昨日の仕訳甲や仕訳乙、そして今日の仕訳甲´や仕訳乙´を見れば分かるように、
配当財産の時価が120円の場合は120円、配当財産の時価が80円の場合は80円、繰越利益剰余金は減少するわけです。
要するに、配当の効力発生日におけるK社株式の時価がいくらであるにも関わらず、
配当財産の時価と同じ額だけ繰越利益剰余金は減少するわけです。
これは株主が「どれだけの価値を持っているものを配当して受け取ったのか」を考えれば、ある意味当たり前かもしれませんし、
また、昨日議論しましたように、配当財産の時価と同じ額だけ繰越利益剰余金は減少させることが債権者の利益保護にもつながるわけです。

 



ところが、であるわけです。
実は取引トータルで見ますと、配当財産の時価と同じ額だけ繰越利益剰余金が減少しているわけではないのです。
それは、現物配当充当差益(株式売却益)や現物配当充当差損(株式売却損)の存在です。
現物配当充当差益(株式売却益)を計上すれば繰越利益剰余金は増加し、
現物配当充当差損(株式売却損)を計上すれば繰越利益剰余金は減少するのです。
それぞれどれだけ繰越利益剰余金が増減するのかと言えば、まさに配当財産の時価と帳簿価額の差額の分、増減するわけです。
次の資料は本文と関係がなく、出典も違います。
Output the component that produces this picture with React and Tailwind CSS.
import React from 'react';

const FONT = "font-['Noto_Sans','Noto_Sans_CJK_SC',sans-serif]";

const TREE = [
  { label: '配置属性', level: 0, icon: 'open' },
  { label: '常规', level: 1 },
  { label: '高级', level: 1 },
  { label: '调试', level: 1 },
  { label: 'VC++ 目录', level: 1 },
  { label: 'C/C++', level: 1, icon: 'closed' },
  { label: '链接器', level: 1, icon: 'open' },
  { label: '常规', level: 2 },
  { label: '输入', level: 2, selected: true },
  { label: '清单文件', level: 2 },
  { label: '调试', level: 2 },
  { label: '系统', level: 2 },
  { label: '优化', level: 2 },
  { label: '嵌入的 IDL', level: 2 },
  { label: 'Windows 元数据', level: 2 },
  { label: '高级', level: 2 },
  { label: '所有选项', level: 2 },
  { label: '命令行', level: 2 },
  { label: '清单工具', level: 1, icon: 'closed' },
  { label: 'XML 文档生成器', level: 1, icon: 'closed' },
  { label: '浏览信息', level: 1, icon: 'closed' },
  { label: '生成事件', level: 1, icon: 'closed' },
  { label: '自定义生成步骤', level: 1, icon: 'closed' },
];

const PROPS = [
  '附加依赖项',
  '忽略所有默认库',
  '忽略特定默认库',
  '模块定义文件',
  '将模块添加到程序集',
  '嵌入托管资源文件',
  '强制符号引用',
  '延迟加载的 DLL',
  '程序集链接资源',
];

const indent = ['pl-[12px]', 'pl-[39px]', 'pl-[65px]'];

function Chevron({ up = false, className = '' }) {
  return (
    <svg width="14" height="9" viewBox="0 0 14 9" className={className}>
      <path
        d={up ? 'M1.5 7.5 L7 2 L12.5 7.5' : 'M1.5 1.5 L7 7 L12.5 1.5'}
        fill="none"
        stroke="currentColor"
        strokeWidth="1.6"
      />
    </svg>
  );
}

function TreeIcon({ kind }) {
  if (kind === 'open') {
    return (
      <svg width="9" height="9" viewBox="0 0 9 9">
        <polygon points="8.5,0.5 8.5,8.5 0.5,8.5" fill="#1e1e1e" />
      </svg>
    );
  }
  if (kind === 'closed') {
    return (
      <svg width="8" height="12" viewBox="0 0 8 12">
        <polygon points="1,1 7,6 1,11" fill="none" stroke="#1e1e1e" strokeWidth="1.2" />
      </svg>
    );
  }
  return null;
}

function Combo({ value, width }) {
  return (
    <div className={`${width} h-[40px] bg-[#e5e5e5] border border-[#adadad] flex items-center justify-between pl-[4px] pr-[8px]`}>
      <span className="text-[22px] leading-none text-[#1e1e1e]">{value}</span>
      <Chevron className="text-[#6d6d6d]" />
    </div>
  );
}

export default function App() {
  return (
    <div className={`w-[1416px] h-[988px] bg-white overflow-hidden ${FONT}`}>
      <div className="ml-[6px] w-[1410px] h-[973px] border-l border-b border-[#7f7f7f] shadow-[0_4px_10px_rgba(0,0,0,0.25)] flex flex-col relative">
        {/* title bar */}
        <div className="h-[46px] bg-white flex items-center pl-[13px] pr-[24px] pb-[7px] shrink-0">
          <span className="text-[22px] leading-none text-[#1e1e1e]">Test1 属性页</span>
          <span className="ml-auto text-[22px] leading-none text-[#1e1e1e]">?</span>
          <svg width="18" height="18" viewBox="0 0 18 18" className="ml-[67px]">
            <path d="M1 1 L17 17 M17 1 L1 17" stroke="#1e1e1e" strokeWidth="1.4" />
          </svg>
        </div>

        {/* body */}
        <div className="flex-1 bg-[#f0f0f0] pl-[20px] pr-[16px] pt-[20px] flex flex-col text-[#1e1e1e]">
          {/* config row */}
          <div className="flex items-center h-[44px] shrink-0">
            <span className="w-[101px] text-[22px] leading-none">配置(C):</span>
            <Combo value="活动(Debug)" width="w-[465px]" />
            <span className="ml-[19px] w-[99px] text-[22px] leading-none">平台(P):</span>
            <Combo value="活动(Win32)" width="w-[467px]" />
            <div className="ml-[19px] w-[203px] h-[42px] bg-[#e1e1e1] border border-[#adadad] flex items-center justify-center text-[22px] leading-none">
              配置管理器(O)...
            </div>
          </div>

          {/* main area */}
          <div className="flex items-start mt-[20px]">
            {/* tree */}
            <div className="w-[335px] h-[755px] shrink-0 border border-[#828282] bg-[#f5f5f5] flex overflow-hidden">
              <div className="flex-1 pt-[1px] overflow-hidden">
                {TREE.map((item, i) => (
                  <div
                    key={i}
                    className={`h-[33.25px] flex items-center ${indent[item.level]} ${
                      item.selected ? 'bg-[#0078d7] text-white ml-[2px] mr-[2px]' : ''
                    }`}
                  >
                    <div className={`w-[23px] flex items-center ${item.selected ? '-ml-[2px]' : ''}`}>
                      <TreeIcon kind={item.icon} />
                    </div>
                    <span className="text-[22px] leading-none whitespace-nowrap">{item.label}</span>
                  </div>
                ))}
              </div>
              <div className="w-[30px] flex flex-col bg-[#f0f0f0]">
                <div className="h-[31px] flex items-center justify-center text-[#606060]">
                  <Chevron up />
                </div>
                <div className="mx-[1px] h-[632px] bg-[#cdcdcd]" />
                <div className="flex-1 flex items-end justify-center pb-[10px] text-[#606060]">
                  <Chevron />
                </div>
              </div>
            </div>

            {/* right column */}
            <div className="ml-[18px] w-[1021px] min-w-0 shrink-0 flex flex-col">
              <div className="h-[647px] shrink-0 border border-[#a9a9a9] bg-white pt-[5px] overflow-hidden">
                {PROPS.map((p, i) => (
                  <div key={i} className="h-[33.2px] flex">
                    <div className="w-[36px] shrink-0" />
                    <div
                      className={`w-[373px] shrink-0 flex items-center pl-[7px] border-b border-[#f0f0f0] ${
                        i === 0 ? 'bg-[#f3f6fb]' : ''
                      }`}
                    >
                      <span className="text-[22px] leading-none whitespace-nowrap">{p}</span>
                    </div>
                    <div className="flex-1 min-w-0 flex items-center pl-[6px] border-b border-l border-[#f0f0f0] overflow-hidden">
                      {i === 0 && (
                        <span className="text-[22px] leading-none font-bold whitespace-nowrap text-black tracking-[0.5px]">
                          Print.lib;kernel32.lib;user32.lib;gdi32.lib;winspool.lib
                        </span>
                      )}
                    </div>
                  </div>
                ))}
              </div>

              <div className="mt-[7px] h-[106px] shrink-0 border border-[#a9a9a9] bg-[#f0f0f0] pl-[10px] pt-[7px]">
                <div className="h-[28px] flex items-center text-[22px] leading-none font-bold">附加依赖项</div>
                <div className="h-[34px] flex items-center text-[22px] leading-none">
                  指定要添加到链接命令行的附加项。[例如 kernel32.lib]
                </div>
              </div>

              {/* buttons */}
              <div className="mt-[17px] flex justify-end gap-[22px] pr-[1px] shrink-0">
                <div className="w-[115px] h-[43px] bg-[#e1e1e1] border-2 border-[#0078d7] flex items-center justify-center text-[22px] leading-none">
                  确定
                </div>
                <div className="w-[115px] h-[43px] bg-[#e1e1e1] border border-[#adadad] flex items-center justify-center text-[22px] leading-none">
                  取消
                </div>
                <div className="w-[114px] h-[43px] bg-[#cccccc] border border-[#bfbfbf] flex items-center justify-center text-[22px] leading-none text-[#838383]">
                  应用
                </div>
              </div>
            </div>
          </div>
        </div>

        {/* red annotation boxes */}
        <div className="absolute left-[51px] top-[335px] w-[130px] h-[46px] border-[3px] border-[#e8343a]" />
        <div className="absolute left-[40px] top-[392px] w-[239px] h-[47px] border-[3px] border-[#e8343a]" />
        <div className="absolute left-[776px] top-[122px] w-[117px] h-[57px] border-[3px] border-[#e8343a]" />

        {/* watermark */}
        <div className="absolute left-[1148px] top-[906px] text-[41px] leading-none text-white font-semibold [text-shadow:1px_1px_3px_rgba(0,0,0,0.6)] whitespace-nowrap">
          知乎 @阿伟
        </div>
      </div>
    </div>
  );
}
上で書きましたように、理論上現物配当充当差損益は損金算入・益金算入可能であるはずなのですが(実際の定めは分かりませんが)、
ここでは話の単純化のために税効果は無視します(簡単に損金算入・益金算入はできないと考えましょう)。
すると、昨日の仕訳甲や仕訳乙を見て欲しいのですが、
配当財産の時価が120円の場合は、繰越利益剰余金は取引トータルで、20円増加し120円減少しますから、トータルで100円の減少、
配当財産の時価が80円の場合は80円、繰越利益剰余金は取引トータルで、20円減少し80円減少しますから、トータルで100円の減少、
となるわけです。
つまり、配当の効力発生日におけるK社株式の時価がいくらであるにも関わらず。
繰越利益剰余金は取引トータルで100円減少することになります。
これは結局のところ、取引トータルでは、配当財産の帳簿価額の分、繰越利益剰余金は減少する、ということになるわけですが。
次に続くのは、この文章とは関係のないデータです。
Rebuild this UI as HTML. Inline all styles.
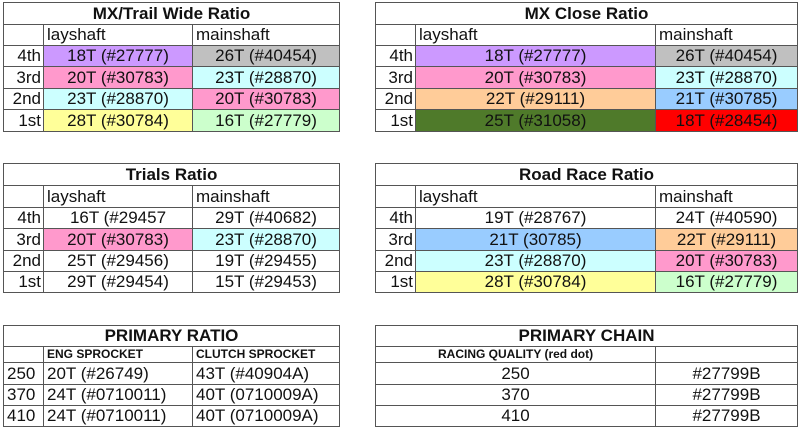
<!DOCTYPE html>
<html><head><meta charset="utf-8"><style>
body{margin:0;width:799px;height:428px;background:#fff;position:relative;overflow:hidden;font-family:"Liberation Sans",Arial,sans-serif;color:#111}
table{position:absolute;border-collapse:collapse;table-layout:fixed;border:1.5px solid #333}
td{border:1px solid #555;padding:0 3px;font-size:17px;line-height:18px;white-space:nowrap;overflow:hidden;text-align:center}
td.t{font-weight:bold;font-size:17px}
td.l{text-align:right;padding-right:2px}
td.h{text-align:left}
td.hb{text-align:left;font-weight:bold;font-size:12px;line-height:13px}
.pu{background:#cc99ff}.gr{background:#c0c0c0}.pk{background:#ff99cc}.cy{background:#ccffff}.ye{background:#ffff99}.lg{background:#ccffcc}.pe{background:#ffcc99}.bl{background:#99ccff}.dg{background:#4f7a2a}.rd{background:#ff0000}
</style></head><body>

<table style="left:3px;top:2px;width:336px">
<colgroup><col style="width:40px"><col style="width:149px"><col style="width:147px"></colgroup>
<tr style="height:22px"><td class="t" colspan="3">MX/Trail Wide Ratio</td></tr>
<tr style="height:21px"><td></td><td class="h">layshaft</td><td class="h">mainshaft</td></tr>
<tr style="height:21px"><td class="l">4th</td><td class="pu">18T (#27777)</td><td class="gr">26T (#40454)</td></tr>
<tr style="height:22px"><td class="l">3rd</td><td class="pk">20T (#30783)</td><td class="cy">23T (#28870)</td></tr>
<tr style="height:21px"><td class="l">2nd</td><td class="cy">23T (#28870)</td><td class="pk">20T (#30783)</td></tr>
<tr style="height:22px"><td class="l">1st</td><td class="ye">28T (#30784)</td><td class="lg">16T (#27779)</td></tr>
</table>

<table style="left:375px;top:2px;width:422px">
<colgroup><col style="width:40px"><col style="width:240px"><col style="width:142px"></colgroup>
<tr style="height:22px"><td class="t" colspan="3">MX Close Ratio</td></tr>
<tr style="height:21px"><td></td><td class="h">layshaft</td><td class="h">mainshaft</td></tr>
<tr style="height:21px"><td class="l">4th</td><td class="pu">18T (#27777)</td><td class="gr">26T (#40454)</td></tr>
<tr style="height:22px"><td class="l">3rd</td><td class="pk">20T (#30783)</td><td class="cy">23T (#28870)</td></tr>
<tr style="height:21px"><td class="l">2nd</td><td class="pe">22T (#29111)</td><td class="bl">21T (#30785)</td></tr>
<tr style="height:22px"><td class="l">1st</td><td class="dg">25T (#31058)</td><td class="rd">18T (#28454)</td></tr>
</table>

<table style="left:3px;top:163px;width:336px">
<colgroup><col style="width:40px"><col style="width:149px"><col style="width:147px"></colgroup>
<tr style="height:22px"><td class="t" colspan="3">Trials Ratio</td></tr>
<tr style="height:22px"><td></td><td class="h">layshaft</td><td class="h">mainshaft</td></tr>
<tr style="height:21px"><td class="l">4th</td><td>16T (#29457</td><td>29T (#40682)</td></tr>
<tr style="height:22px"><td class="l">3rd</td><td class="pk">20T (#30783)</td><td class="cy">23T (#28870)</td></tr>
<tr style="height:21px"><td class="l">2nd</td><td>25T (#29456)</td><td>19T (#29455)</td></tr>
<tr style="height:21px"><td class="l">1st</td><td>29T (#29454)</td><td>15T (#29453)</td></tr>
</table>

<table style="left:375px;top:163px;width:422px">
<colgroup><col style="width:40px"><col style="width:240px"><col style="width:142px"></colgroup>
<tr style="height:22px"><td class="t" colspan="3">Road Race Ratio</td></tr>
<tr style="height:22px"><td></td><td class="h">layshaft</td><td class="h">mainshaft</td></tr>
<tr style="height:21px"><td class="l">4th</td><td>19T (#28767)</td><td>24T (#40590)</td></tr>
<tr style="height:22px"><td class="l">3rd</td><td class="bl">21T (30785)</td><td class="pe">22T (#29111)</td></tr>
<tr style="height:21px"><td class="l">2nd</td><td class="cy">23T (#28870)</td><td class="pk">20T (#30783)</td></tr>
<tr style="height:21px"><td class="l">1st</td><td class="ye">28T (#30784)</td><td class="lg">16T (#27779)</td></tr>
</table>

<table style="left:3px;top:325px;width:336px">
<colgroup><col style="width:40px"><col style="width:149px"><col style="width:147px"></colgroup>
<tr style="height:21px"><td class="t" colspan="3">PRIMARY RATIO</td></tr>
<tr style="height:16px"><td></td><td class="hb">ENG SPROCKET</td><td class="hb">CLUTCH SPROCKET</td></tr>
<tr style="height:22px"><td class="h">250</td><td class="h">20T (#26749)</td><td class="h">43T (#40904A)</td></tr>
<tr style="height:21px"><td class="h">370</td><td class="h">24T (#0710011)</td><td class="h">40T (0710009A)</td></tr>
<tr style="height:21px"><td class="h">410</td><td class="h">24T (#0710011)</td><td class="h">40T (0710009A)</td></tr>
</table>

<table style="left:375px;top:325px;width:422px">
<colgroup><col style="width:280px"><col style="width:142px"></colgroup>
<tr style="height:21px"><td class="t" colspan="2">PRIMARY CHAIN</td></tr>
<tr style="height:16px"><td class="hb" style="padding-left:62px">RACING QUALITY (red dot)</td><td></td></tr>
<tr style="height:22px"><td>250</td><td>#27799B</td></tr>
<tr style="height:21px"><td>370</td><td>#27799B</td></tr>
<tr style="height:21px"><td>410</td><td>#27799B</td></tr>
</table>

</body></html>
配当財産に含み益や含み損がある場合は債権者の利益保護の観点上望ましくないため、配当財産の価額を時価に評価替えしているわけですが、
皮肉なことに、その配当財産の価額の評価替えが理由で、繰越利益剰余金の減少額は帳簿価額のまま現物配当を行った場合と同じになるわけです。
これでは債権者の利益保護の観点上はあまり意味がない、というふうに私は感じてしまいました。
実際には、税効果の分債権者の利益保護が働く方向に繰越利益剰余金は減少するでしょうし、
現物配当充当差損益を損益計算書に計上することに意味があると思いますし、
さらには、「実際にいくらの価額の配当を株主に支払ったのか(株主はどれだけの価値を持っているものを配当して受け取ったのか)」を、
株主資本の計算上明確にする(取引トータルではなく配当(社外流出)の部分のみの価額を明確化する)ことには
もちろん意味があると思いますので、配当財産の価額を時価に評価替えすることは意味がないとは決して思いませんが。
配当の効力発生日におけるK社株式の時価がいくらであるにも関わらず
繰越利益剰余金の減少額は帳簿価額のまま現物配当を行った場合と同じになってしまうのは、
損益計算上そして株主資本の計算上ある意味致し方ないことなのでしょう。
私は昨日は特に、債権者の利益保護の観点が極めて重要である、という趣旨で書いたわけですが、
債権者の利益保護の観点から言えば、配当財産の価額を時価に評価替えすることは、
帳簿価額のまま現物配当をした場合と繰越利益剰余金の減少額は同じになってしまう、
という点では効果や意味合いは小さいことになってしまうな、
と思いましたので今日はその点について書いてみました。